Exercise brief:
Would you output the whole listing below, exactly as it reads?

Given data:
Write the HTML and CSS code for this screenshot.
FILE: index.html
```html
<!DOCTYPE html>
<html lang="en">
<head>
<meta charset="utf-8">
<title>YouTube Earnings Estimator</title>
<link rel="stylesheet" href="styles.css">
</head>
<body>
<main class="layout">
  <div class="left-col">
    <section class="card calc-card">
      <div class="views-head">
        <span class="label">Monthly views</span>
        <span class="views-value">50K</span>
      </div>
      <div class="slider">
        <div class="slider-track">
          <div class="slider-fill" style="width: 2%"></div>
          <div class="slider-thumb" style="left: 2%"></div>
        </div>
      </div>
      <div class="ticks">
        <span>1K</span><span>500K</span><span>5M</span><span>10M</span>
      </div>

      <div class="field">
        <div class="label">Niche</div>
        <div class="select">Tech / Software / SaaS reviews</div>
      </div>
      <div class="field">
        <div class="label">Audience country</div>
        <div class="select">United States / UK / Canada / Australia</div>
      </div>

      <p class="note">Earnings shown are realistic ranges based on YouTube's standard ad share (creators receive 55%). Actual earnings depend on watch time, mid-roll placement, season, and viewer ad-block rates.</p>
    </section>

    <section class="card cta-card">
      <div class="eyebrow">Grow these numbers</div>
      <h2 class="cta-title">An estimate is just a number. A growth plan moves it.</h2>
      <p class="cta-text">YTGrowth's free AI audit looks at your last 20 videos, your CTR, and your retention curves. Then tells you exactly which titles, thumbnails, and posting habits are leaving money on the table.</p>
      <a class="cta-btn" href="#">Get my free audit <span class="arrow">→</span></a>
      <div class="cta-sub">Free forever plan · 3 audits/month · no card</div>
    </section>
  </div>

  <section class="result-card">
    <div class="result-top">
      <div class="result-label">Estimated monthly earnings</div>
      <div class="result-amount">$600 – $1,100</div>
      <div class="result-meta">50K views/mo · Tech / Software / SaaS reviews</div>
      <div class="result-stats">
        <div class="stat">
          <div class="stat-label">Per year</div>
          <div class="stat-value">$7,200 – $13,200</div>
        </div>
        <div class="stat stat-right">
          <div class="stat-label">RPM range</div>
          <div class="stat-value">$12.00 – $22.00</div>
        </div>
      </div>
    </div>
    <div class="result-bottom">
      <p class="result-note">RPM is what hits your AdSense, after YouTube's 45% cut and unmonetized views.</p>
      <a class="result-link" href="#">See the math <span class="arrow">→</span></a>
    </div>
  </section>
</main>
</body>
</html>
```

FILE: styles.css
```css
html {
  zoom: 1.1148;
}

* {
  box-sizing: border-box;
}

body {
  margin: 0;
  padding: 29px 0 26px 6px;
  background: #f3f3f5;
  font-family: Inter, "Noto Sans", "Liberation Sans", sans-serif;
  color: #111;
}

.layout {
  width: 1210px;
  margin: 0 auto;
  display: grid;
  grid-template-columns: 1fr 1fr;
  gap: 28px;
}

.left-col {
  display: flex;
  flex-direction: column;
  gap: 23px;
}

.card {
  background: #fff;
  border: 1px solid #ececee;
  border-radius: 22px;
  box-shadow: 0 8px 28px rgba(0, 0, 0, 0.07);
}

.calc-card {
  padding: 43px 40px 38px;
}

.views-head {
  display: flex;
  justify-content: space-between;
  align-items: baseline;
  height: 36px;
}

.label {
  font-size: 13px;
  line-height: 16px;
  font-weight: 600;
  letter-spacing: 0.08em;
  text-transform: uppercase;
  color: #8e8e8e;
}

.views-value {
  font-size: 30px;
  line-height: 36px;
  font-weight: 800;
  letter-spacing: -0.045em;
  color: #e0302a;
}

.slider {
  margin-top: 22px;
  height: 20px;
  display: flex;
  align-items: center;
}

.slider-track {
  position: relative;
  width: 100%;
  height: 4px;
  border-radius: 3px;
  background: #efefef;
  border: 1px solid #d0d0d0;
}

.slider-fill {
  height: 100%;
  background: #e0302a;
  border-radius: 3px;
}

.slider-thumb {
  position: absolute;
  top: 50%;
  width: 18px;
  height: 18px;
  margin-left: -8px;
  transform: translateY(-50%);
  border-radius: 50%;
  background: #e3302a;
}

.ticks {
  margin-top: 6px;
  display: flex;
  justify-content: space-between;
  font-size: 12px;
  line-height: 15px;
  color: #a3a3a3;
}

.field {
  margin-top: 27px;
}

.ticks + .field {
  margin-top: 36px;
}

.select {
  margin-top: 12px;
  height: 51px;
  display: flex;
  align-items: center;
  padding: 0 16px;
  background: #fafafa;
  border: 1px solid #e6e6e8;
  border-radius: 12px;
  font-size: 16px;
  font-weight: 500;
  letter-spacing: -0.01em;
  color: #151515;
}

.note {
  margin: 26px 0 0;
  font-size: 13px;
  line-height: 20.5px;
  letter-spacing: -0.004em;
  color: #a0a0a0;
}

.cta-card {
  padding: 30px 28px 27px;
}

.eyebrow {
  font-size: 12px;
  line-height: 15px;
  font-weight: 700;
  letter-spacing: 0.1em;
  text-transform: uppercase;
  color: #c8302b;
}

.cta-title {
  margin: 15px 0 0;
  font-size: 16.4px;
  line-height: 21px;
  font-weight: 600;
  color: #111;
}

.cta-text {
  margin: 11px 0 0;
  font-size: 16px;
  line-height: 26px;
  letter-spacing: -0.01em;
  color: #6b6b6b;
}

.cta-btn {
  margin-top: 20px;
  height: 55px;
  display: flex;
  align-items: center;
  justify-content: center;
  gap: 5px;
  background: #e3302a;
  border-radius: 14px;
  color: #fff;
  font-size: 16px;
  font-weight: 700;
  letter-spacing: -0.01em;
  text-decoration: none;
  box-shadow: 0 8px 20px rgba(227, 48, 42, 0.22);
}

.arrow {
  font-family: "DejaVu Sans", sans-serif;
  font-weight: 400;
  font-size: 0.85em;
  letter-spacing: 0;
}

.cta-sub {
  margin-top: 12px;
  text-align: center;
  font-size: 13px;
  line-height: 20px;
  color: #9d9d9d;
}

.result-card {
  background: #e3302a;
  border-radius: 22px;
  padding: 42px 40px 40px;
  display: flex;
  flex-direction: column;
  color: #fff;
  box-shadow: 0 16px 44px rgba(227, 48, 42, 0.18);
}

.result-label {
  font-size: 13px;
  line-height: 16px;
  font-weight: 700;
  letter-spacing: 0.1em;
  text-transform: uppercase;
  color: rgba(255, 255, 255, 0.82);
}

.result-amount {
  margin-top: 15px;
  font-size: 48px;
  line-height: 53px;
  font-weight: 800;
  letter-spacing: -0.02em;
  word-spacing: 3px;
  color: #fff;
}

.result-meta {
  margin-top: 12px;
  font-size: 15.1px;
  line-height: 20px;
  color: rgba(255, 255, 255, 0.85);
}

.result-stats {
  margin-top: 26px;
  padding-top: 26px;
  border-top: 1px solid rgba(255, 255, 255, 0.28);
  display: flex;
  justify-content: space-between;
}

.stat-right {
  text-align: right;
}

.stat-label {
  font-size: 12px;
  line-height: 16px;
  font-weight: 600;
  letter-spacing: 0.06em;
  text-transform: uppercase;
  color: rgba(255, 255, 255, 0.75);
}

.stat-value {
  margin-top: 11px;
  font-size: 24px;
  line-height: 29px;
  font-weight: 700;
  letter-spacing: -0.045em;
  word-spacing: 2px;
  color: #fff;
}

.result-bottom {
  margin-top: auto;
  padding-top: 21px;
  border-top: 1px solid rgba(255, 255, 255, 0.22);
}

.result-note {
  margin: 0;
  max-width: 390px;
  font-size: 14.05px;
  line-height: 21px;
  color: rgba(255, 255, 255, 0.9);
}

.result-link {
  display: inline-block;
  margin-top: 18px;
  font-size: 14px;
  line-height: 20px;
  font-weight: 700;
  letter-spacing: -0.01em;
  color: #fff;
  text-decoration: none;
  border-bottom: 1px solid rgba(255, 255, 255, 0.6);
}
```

Result of this task:
Write the HTML and CSS code for this screenshot.
FILE: index.html
```html
<!DOCTYPE html>
<html lang="en">
<head>
<meta charset="utf-8">
<title>YouTube Earnings Estimator</title>
<link rel="stylesheet" href="styles.css">
</head>
<body>
<main class="layout">
  <div class="left-col">
    <section class="card calc-card">
      <div class="views-head">
        <span class="label">Monthly views</span>
        <span class="views-value">50K</span>
      </div>
      <div class="slider">
        <div class="slider-track">
          <div class="slider-fill" style="width: 2%"></div>
          <div class="slider-thumb" style="left: 2%"></div>
        </div>
      </div>
      <div class="ticks">
        <span>1K</span><span>500K</span><span>5M</span><span>10M</span>
      </div>

      <div class="field">
        <div class="label">Niche</div>
        <div class="select">Tech / Software / SaaS reviews</div>
      </div>
      <div class="field">
        <div class="label">Audience country</div>
        <div class="select">United States / UK / Canada / Australia</div>
      </div>

      <p class="note">Earnings shown are realistic ranges based on YouTube's standard ad share (creators receive 55%). Actual earnings depend on watch time, mid-roll placement, season, and viewer ad-block rates.</p>
    </section>

    <section class="card cta-card">
      <div class="eyebrow">Grow these numbers</div>
      <h2 class="cta-title">An estimate is just a number. A growth plan moves it.</h2>
      <p class="cta-text">YTGrowth's free AI audit looks at your last 20 videos, your CTR, and your retention curves. Then tells you exactly which titles, thumbnails, and posting habits are leaving money on the table.</p>
      <a class="cta-btn" href="#">Get my free audit <span class="arrow">→</span></a>
      <div class="cta-sub">Free forever plan · 3 audits/month · no card</div>
    </section>
  </div>

  <section class="result-card">
    <div class="result-top">
      <div class="result-label">Estimated monthly earnings</div>
      <div class="result-amount">$600 – $1,100</div>
      <div class="result-meta">50K views/mo · Tech / Software / SaaS reviews</div>
      <div class="result-stats">
        <div class="stat">
          <div class="stat-label">Per year</div>
          <div class="stat-value">$7,200 – $13,200</div>
        </div>
        <div class="stat stat-right">
          <div class="stat-label">RPM range</div>
          <div class="stat-value">$12.00 – $22.00</div>
        </div>
      </div>
    </div>
    <div class="result-bottom">
      <p class="result-note">RPM is what hits your AdSense, after YouTube's 45% cut and unmonetized views.</p>
      <a class="result-link" href="#">See the math <span class="arrow">→</span></a>
    </div>
  </section>
</main>
</body>
</html>
```

FILE: styles.css
```css
html {
  zoom: 1.1148;
}

* {
  box-sizing: border-box;
}

body {
  margin: 0;
  padding: 29px 0 26px 6px;
  background: #f3f3f5;
  font-family: Inter, "Noto Sans", "Liberation Sans", sans-serif;
  color: #111;
}

.layout {
  width: 1210px;
  margin: 0 auto;
  display: grid;
  grid-template-columns: 1fr 1fr;
  gap: 28px;
}

.left-col {
  display: flex;
  flex-direction: column;
  gap: 23px;
}

.card {
  background: #fff;
  border: 1px solid #ececee;
  border-radius: 22px;
  box-shadow: 0 8px 28px rgba(0, 0, 0, 0.07);
}

.calc-card {
  padding: 43px 40px 38px;
}

.views-head {
  display: flex;
  justify-content: space-between;
  align-items: baseline;
  height: 36px;
}

.label {
  font-size: 13px;
  line-height: 16px;
  font-weight: 600;
  letter-spacing: 0.08em;
  text-transform: uppercase;
  color: #8e8e8e;
}

.views-value {
  font-size: 30px;
  line-height: 36px;
  font-weight: 800;
  letter-spacing: -0.045em;
  color: #e0302a;
}

.slider {
  margin-top: 22px;
  height: 20px;
  display: flex;
  align-items: center;
}

.slider-track {
  position: relative;
  width: 100%;
  height: 4px;
  border-radius: 3px;
  background: #efefef;
  border: 1px solid #d0d0d0;
}

.slider-fill {
  height: 100%;
  background: #e0302a;
  border-radius: 3px;
}

.slider-thumb {
  position: absolute;
  top: 50%;
  width: 18px;
  height: 18px;
  margin-left: -8px;
  transform: translateY(-50%);
  border-radius: 50%;
  background: #e3302a;
}

.ticks {
  margin-top: 6px;
  display: flex;
  justify-content: space-between;
  font-size: 12px;
  line-height: 15px;
  color: #a3a3a3;
}

.field {
  margin-top: 27px;
}

.ticks + .field {
  margin-top: 36px;
}

.select {
  margin-top: 12px;
  height: 51px;
  display: flex;
  align-items: center;
  padding: 0 16px;
  background: #fafafa;
  border: 1px solid #e6e6e8;
  border-radius: 12px;
  font-size: 16px;
  font-weight: 500;
  letter-spacing: -0.01em;
  color: #151515;
}

.note {
  margin: 26px 0 0;
  font-size: 13px;
  line-height: 20.5px;
  letter-spacing: -0.004em;
  color: #a0a0a0;
}

.cta-card {
  padding: 30px 28px 27px;
}

.eyebrow {
  font-size: 12px;
  line-height: 15px;
  font-weight: 700;
  letter-spacing: 0.1em;
  text-transform: uppercase;
  color: #c8302b;
}

.cta-title {
  margin: 15px 0 0;
  font-size: 16.4px;
  line-height: 21px;
  font-weight: 600;
  color: #111;
}

.cta-text {
  margin: 11px 0 0;
  font-size: 16px;
  line-height: 26px;
  letter-spacing: -0.01em;
  color: #6b6b6b;
}

.cta-btn {
  margin-top: 20px;
  height: 55px;
  display: flex;
  align-items: center;
  justify-content: center;
  gap: 5px;
  background: #e3302a;
  border-radius: 14px;
  color: #fff;
  font-size: 16px;
  font-weight: 700;
  letter-spacing: -0.01em;
  text-decoration: none;
  box-shadow: 0 8px 20px rgba(227, 48, 42, 0.22);
}

.arrow {
  font-family: "DejaVu Sans", sans-serif;
  font-weight: 400;
  font-size: 0.85em;
  letter-spacing: 0;
}

.cta-sub {
  margin-top: 12px;
  text-align: center;
  font-size: 13px;
  line-height: 20px;
  color: #9d9d9d;
}

.result-card {
  background: #e3302a;
  border-radius: 22px;
  padding: 42px 40px 40px;
  display: flex;
  flex-direction: column;
  color: #fff;
  box-shadow: 0 16px 44px rgba(227, 48, 42, 0.18);
}

.result-label {
  font-size: 13px;
  line-height: 16px;
  font-weight: 700;
  letter-spacing: 0.1em;
  text-transform: uppercase;
  color: rgba(255, 255, 255, 0.82);
}

.result-amount {
  margin-top: 15px;
  font-size: 48px;
  line-height: 53px;
  font-weight: 800;
  letter-spacing: -0.02em;
  word-spacing: 3px;
  color: #fff;
}

.result-meta {
  margin-top: 12px;
  font-size: 15.1px;
  line-height: 20px;
  color: rgba(255, 255, 255, 0.85);
}

.result-stats {
  margin-top: 26px;
  padding-top: 26px;
  border-top: 1px solid rgba(255, 255, 255, 0.28);
  display: flex;
  justify-content: space-between;
}

.stat-right {
  text-align: right;
}

.stat-label {
  font-size: 12px;
  line-height: 16px;
  font-weight: 600;
  letter-spacing: 0.06em;
  text-transform: uppercase;
  color: rgba(255, 255, 255, 0.75);
}

.stat-value {
  margin-top: 11px;
  font-size: 24px;
  line-height: 29px;
  font-weight: 700;
  letter-spacing: -0.045em;
  word-spacing: 2px;
  color: #fff;
}

.result-bottom {
  margin-top: auto;
  padding-top: 21px;
  border-top: 1px solid rgba(255, 255, 255, 0.22);
}

.result-note {
  margin: 0;
  max-width: 390px;
  font-size: 14.05px;
  line-height: 21px;
  color: rgba(255, 255, 255, 0.9);
}

.result-link {
  display: inline-block;
  margin-top: 18px;
  font-size: 14px;
  line-height: 20px;
  font-weight: 700;
  letter-spacing: -0.01em;
  color: #fff;
  text-decoration: none;
  border-bottom: 1px solid rgba(255, 255, 255, 0.6);
}
```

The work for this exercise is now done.